Robert Reich’s Wealth and Poverty Class: COVID-19 Edition

Each time you ask a Berkeley student the golden question, why Berkeley? Or maybe just asking what they love most about the university, you’ll end up finding a different answer. To me, that might be one of my favorite things about this campus — the fact that there can be 40,000 students learning in a single environment and each individual can walk away with a unique Berkeley story. When I walked onto campus as a student for the first time I had never been a very politically active person and tended to shy away from politically charged discussions for fear I wasn’t educated enough or simply wishing to avoid conflict. Therefore, what drew me to Berkeley wasn’t necessarily the political history and progressiveness of our campus, but instead the academic environment and the opportunities I might find learning under experts in the fields of science and medicine that I was studying. Of course, I did end up finding myself in general chemistry lecture halls named after Berkeley professors who have paved the way for modern science and being taught by pioneers in the field; however, what solidified my Berkeley story and my own personal growth was something entirely different. 

If you’ve been on campus for at least a month you will have heard about Robert Reich’s Wealth and Poverty class. For those of you who, like me, may have not been familiar with Professor Reich here’s a little background. In addition to serving under US Presidents Ford, Carter, and Clinton, he was also the United States Secretary of Labor from 1993-1997 and a member of Obama’s economic advisory board. Let’s just say the man knows a bit about economics and chooses to now dedicate his time to teaching Berkeley students the basics of income, wealth, and racial inequalities in modern America. 

As a freshman ready to satisfy my philosophy & values breadth requirement with a class I had heard nothing but good reviews about, I signed up immediately and was grateful to get a spot among the hundreds of juniors and seniors in the lecture hall. At the time, I wasn’t thinking about the fact that I was entering a politically charged arena I had previously done everything to avoid, nor was I anticipating a global pandemic that would allow these issues of wealth and poverty to come to light in a palpable way. 

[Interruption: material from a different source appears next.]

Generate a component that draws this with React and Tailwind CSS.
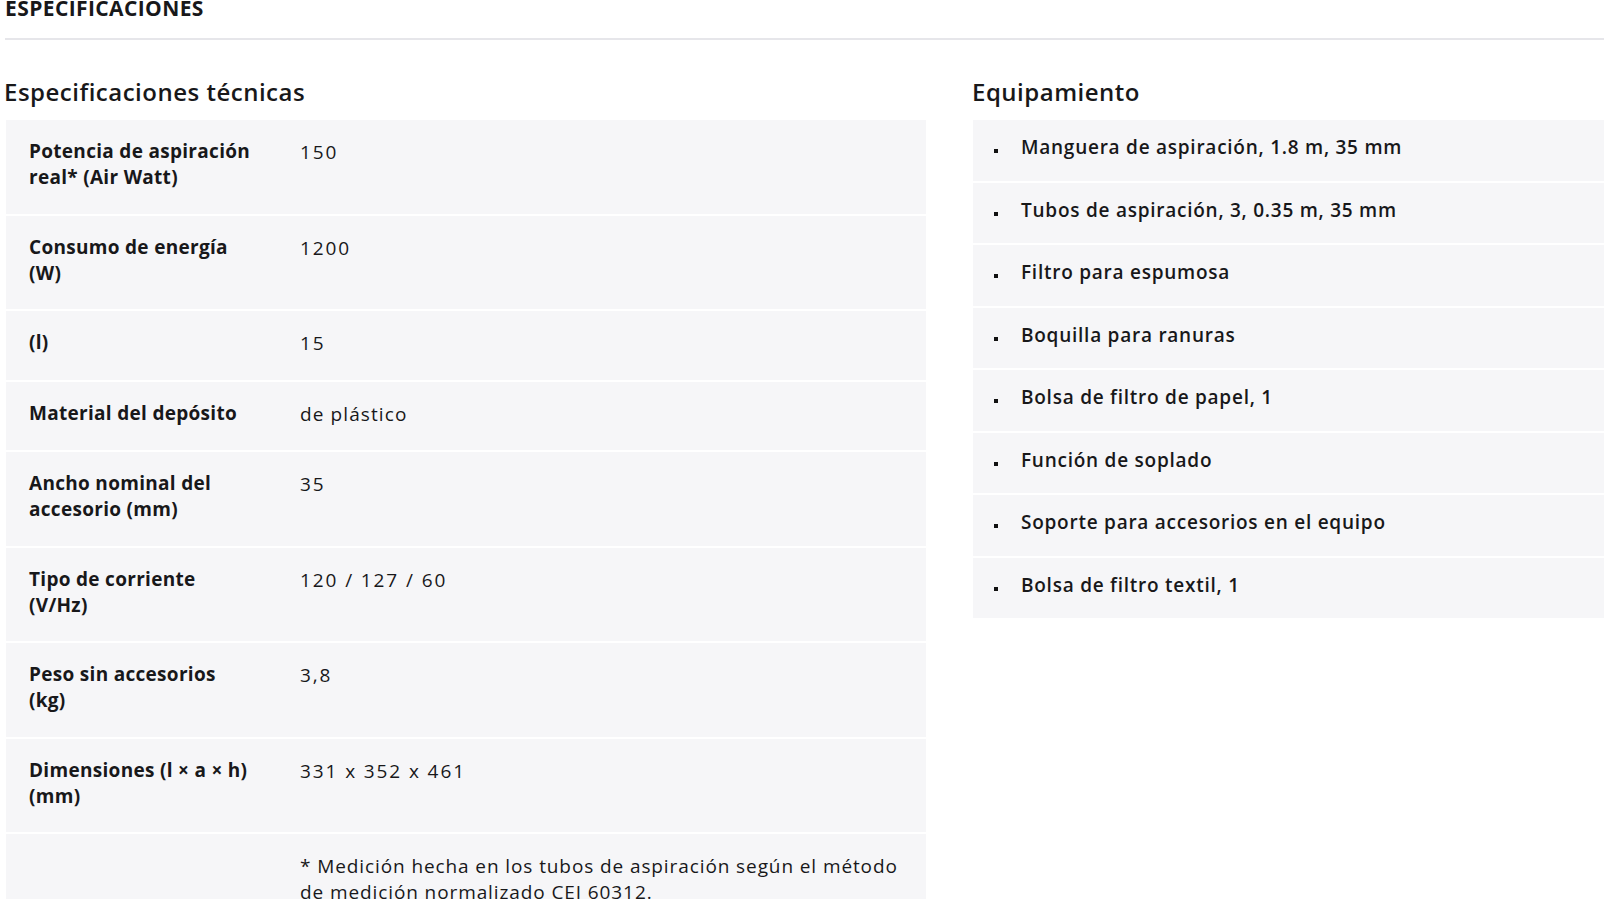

The moment I sat alongside hundreds of Berkeley students anxiously awaiting Professor Reich’s first lecture in Wheeler Hall and witnessed a sea of phone cameras at the ready for this campus celebrity, I was filled with immense pride to be a part of this community. To be able to attend a university where the professors are experts in their fields, but also where their lectures are followed by a cacophony of applause by students who are as passionate about learning as the professors are about teaching is a distinct part of why I love Berkeley.

In the months following that first lecture Reich’s two-hour Friday classes became the perfect way to end my week and leave knowing that the concepts discussed in that lecture hall were happening just outside of Wheeler and all around the United States. As soon as I stepped outside I could see the world a little bit clearer. Then Monday discussion sections came and seniors who had spent their past four years at Berkeley studying public policy would share their insights with a confidence and clarity I couldn’t quite muster. This class in which students wait years to take was my way of just scratching the surface so I would often sit back and listen, observe, and slowly make my own opinions.

Week 8 took on a bit of a different look when I sat there from my childhood bedroom and watched Robert Reich on a screen in an empty Wheeler Hall that would normally be filled with 700 hundred students ready with their iClickers to participate in the lecture. At first, with COVID-19 shifting all learning to Zoom learning, it was difficult to anticipate how successful this could be without the nods of understanding or blank stares of apathetic students. However, for a class that tackles the social and economic inequalities of America, a global pandemic began to reveal the undeniable and frightening truth to all of Robert Reich’s lectures. The more things changed in the world, the more Robert Reich and his graduate student instructors (GSIs) would change slides and topics to reflect it. Soon, Robert Reich’s lectures were on my grandparent’s calendar as they sat in their own home and hopped on a Zoom to learn with me. While statistics were released that showed the coronavirus’ disproportionate effect on minority Americans, I would simultaneously be learning about the inequalities of the American healthcare system. As Professor Reich would consistently reiterate, it is impossible to analyze income inequality without tying it into wealth inequality and entwined in it all, racial inequality. These very ideas stuck with me as the Black Lives Matter movement took center stage in our nation following the brutal murder of George Floyd by a Minneapolis police officer. 

After sitting on the sidelines of discussions for months and taking everything in, I believe that this class enabled me to slowly find my own voice. I am certainly not the most politically active person in any room, but I now feel enabled to speak my mind based on what I’ve learned, researched, and been challenged with in this class. Looking back, I’m grateful I decided to take this class when I did, not despite but because of, the national crisis that allowed me to appreciate the lectures that much more. I certainly still enjoy my biology lectures and I’m excited for my career in the sciences going forward, but this class and those like it that force us to confront our own ignorances is what has allowed me to grow in such a short time.